Rebecca Adlington

This post is a bit different - it's perhaps not all as overtly 'christian' or religious in tone as some - but it's something I've been thinking about.  It's taken me a few days to decide whether to upload it or not, but here goes anyway...

You may have seen in the news recently that one of Britain's best Olympic swimming stars, Rebecca Adlington, has retired. There seems to be a degree of criticism from various commentators. Commentators who, with all due respect, don't appear to have the faintest idea of what they're talking about.  I was a competitive swimmer.  I was good at water polo, to the extent of playing for the North of England but I wasn't a great competitive swimmer - I don't really have what it takes, physiologically.  But I do know what it involves.  And therefore Rebecca Adlington has my profoundest respect.

The criticism largely seems to revolve around how young she is, at 23, to be retiring.  In my opinion, that isn't particularly young - the youngest 'Masters' age group for swimming is only 25-29 years of age (so, presumably, there's a good chance you'll be 'over the hill' at 25!).  Unless you've done it, you really have no idea what competitive swimming involves.  Swimming requires a unique mixture of strength, stamina and suppleness - a fitness combination which is very, very, hard to achieve, and even harder to maintain over any length of time.  The training regime is more punishing than most folk could begin to imagine.  Most of you aches, almost all of the time, and you almost always feel tired, except when in a  'taper' (reduction of the volume of training before an event). The training volume for an elite swimmer can be staggering - swimming 40-50km per week is not unusual, and in some cases may sometimes peak at 90-100km per week (though only for short periods).  You crave each rest-day and the chance to wind down. 

You can only keep that up for so long.  Partly because, almost inevitably, you pick up injuries which make it harder.  And partly because your body does, inevitably, change over time - it simply gets harder to do it!  And, mentally, you get tired, and there comes a point when you just can't face the pain any more.  I really can't blame her for quitting now, at the top of the sport.  She's done fantastically well, and will, I hope, pass on her experiences to others.

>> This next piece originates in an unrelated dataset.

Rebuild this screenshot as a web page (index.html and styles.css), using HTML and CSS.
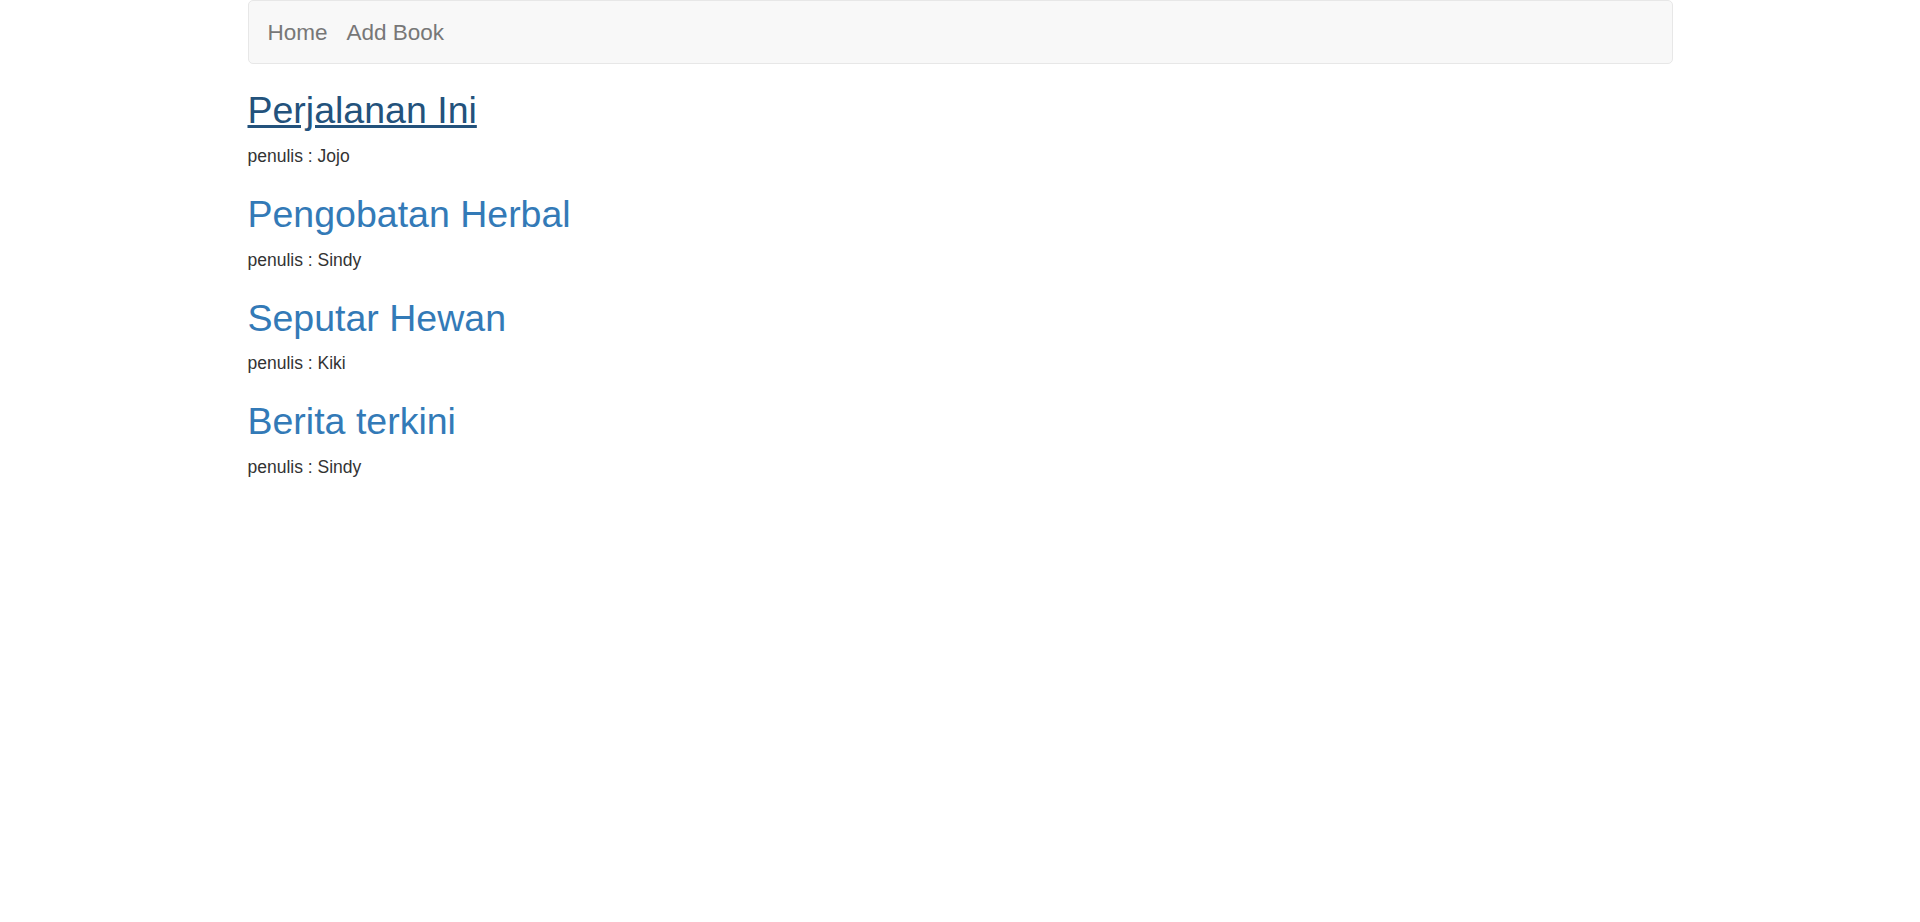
FILE: index.html
```html
<!DOCTYPE html>
<html lang="id">
<head>
<meta charset="utf-8">
<title>Books</title>
<link rel="stylesheet" href="styles.css">
</head>
<body>
<div class="container">
  <nav class="navbar">
    <a class="nav-link" href="#">Home</a>
    <a class="nav-link" href="#">Add Book</a>
  </nav>
  <div class="book">
    <h2 class="book-title"><a class="book-link is-active" href="#">Perjalanan Ini</a></h2>
    <p class="book-author">penulis : Jojo</p>
  </div>
  <div class="book">
    <h2 class="book-title"><a class="book-link" href="#">Pengobatan Herbal</a></h2>
    <p class="book-author">penulis : Sindy</p>
  </div>
  <div class="book">
    <h2 class="book-title"><a class="book-link" href="#">Seputar Hewan</a></h2>
    <p class="book-author">penulis : Kiki</p>
  </div>
  <div class="book">
    <h2 class="book-title"><a class="book-link" href="#">Berita terkini</a></h2>
    <p class="book-author">penulis : Sindy</p>
  </div>
</div>
</body>
</html>
```
FILE: styles.css
```css
html, body {
  margin: 0;
  padding: 0;
  background: #fff;
}
body {
  font-family: "Liberation Sans", Arial, Helvetica, sans-serif;
  font-size: 17.5px;
  line-height: 25px;
  color: #333;
}
.container {
  width: 1425px;
  margin: 0 auto;
}
.navbar {
  box-sizing: border-box;
  height: 64px;
  margin-bottom: 26px;
  background: #f8f8f8;
  border: 1px solid #e7e7e7;
  border-radius: 5px;
  display: flex;
  gap: 19px;
  padding: 19px 0 0 19px;
}
.nav-link {
  font-size: 22.5px;
  line-height: 25px;
  color: #777;
  text-decoration: none;
}
.book {
  display: block;
}
.book-title {
  font-size: 37.5px;
  line-height: 41.25px;
  font-weight: 500;
  margin: 25px 0 12.5px;
}
.book-link {
  color: #337ab7;
  text-decoration: none;
}
.book-link.is-active {
  color: #23527c;
  text-decoration: underline;
}
.book-author {
  margin: 0 0 12.5px;
}
```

I still swim - only a couple of thousand metres, a few times each week.  I hate to admit it, but in swimming terms, I'm really, really, old.  My body doesn't recover fast enough to manage more than about 10km each week.  I do still work hard in those 10km, but it's enough punishment for me.  I don't have the strength of will, or the physical ability, to do any more.  I can still swim faster, and further, than probably 99% of the population.  In some ways, it's frustrating knowing that I'll never again swim 50m in under 25 seconds.  But in other ways, it's nice to be in the water, to still feel some of the thrill of swimming at speed, and to remember what it was like - good memories!  It keeps me 'ticking over'.  And it's a habit as much as it's anything else.

But this also makes me wonder about my spiritual life and fitness.  The apostle Paul says:

Do you not know that in a race all the runners run, but only one gets the prize? Run in such a way as to get the prize. Everyone who competes in the games goes into strict training. They do it to get a crown that will not last; but we do it to get a crown that will last forever. Therefore I do not run like a man running aimlessly; I do not fight like a man beating the air. No, I beat my body and make it my slave so that after I have preached to others, I myself will not be disqualified for the prize. 1 Corinthians 9: 24-27

I am ashamed to say that I do not live up to this.  I do not manage to train myself, spiritually, in the way I did physically when I was a swimmer - and even still do.  I never have.  I can't seem to do it, though I don't know why.  Perhaps it is linked to Romans 7:14-25:

We know that the law is spiritual; but I am unspiritual, sold as a slave to sin. I do not understand what I do. For what I want to do I do not do, but what I hate I do. And if I do what I do not want to do, I agree that the law is good. As it is, it is no longer I myself who do it, but it is sin living in me. I know that nothing good lives in me, that is, in my sinful nature. For I have the desire to do what is good, but I cannot carry it out. For what I do is not the good I want to do; no, the evil I do not want to do—this I keep on doing. Now if I do what I do not want to do, it is no longer I who do it, but it is sin living in me that does it.

So I find this law at work: When I want to do good, evil is right there with me. For in my inner being I delight in God’s law; but I see another law at work in the members of my body, waging war against the law of my mind and making me a prisoner of the law of sin at work within my members. What a wretched man I am! Who will rescue me from this body of death? Thanks be to God—through Jesus Christ our Lord!

So then, I myself in my mind am a slave to God’s law, but in the sinful nature a slave to the law of sin.

So, I would guess that there's an element of spiritual warfare going on in me - I can do the physical discipline (because there isn't anything other than the physical working against me), but the spiritual equivalent is beyond me, as yet.  The war is won, but the 'mopping up' operations continue - there are still battles to be fought, including this one - of spiritual discipline.  Onwards and upwards - one day, presumably not in this life, God will perfect His work in me.